I would like to know this as well... In my case, will it make using the 5k more fluid? Sometimes with the 450, even expose framerate is jagged... Would 460 speed this up?
I don't think it will. However, if someone knows better, I would be interested to know.
From what I've learned, the only major lag on modern Macs these days is in Mission Control. And this is almost certainly not GPU related. When you see lag, it usually occurs only the first time - repeat the MC animation and the second time it's smooth (if it was GPU related, it would lag then as well). The reason for this lag is pulling the current state of apps or something - and it happens when you have lots of apps open.

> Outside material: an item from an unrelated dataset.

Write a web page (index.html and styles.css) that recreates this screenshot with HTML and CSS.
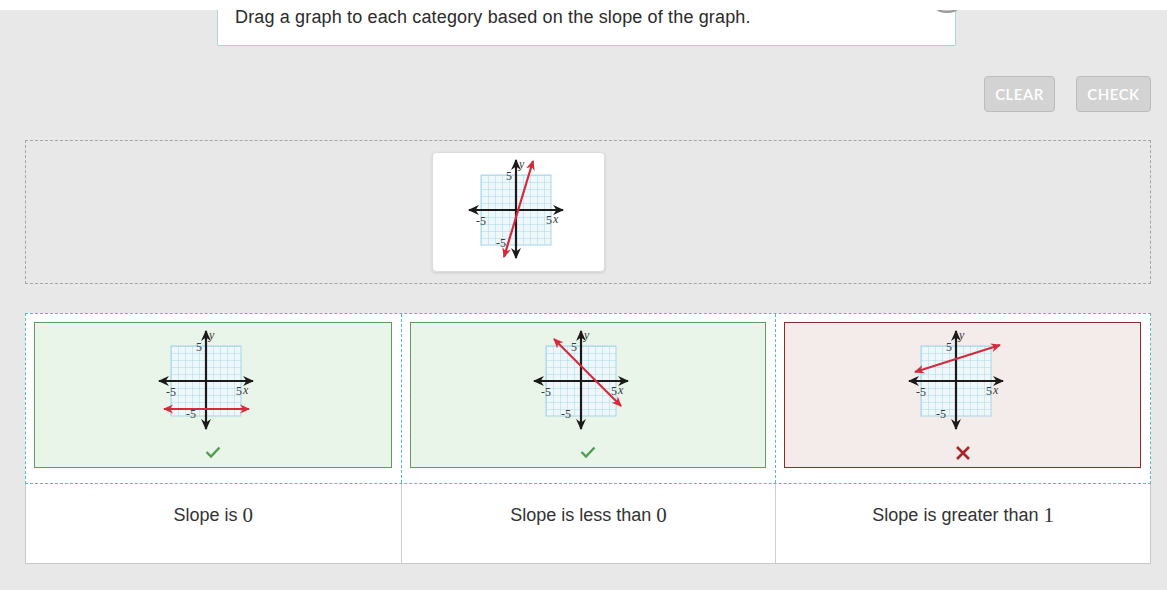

Now, I am unaware of any other lag on Macs - I haven't tried a 4K monitor on my MBP (with Radeon Pro 455) but I doubt there will be any lag, because having the additional screen doesn't mean that the GPU is moving extra 4K pixels at once - you would have to run 2 demanding, full-screen processes on both screens at the same time. I could tell you that adding a 1440p monitor to my iMac 5K or both my MBPs never caused any additional lag (other than the one that was already there - again, Mission Control, especially in Yosemite days)
Also, think about it - your MBP can run 4.... yes FOUR 4K displays at once. Or two 5K displays at once. I mean, if one display created lag, what would be the case with 4 displays?
The only way that adding a second display could make the computer lag more is if it had a significantly larger resolution than the one on your MBP, but even that is not possible because if you use the default scaling on a MBP, it is already rendering the image in 3360x2100 (then downsampling it to native panel resolution), and at "More Space" option it is rendering a full 4K image before downsampling it. And it doesn't lag at that resolution. At least mine doesn't.
Long story short - no, I don't think 460 will make it lag any less with a 4K screen, I think it will be the same. Most of the lag is caused by software. 460 is for GPU demanding stuff like video editing and games, not for UI smoothness. I know a lot of people thinks it is, but, it's not.
I could be wrong, so if anyone here gives a better explanation, I'll be glad to hear it. (Just don't accept those "There are more pixels so that must mean you need a faster GPU" - because that doesn't really apply).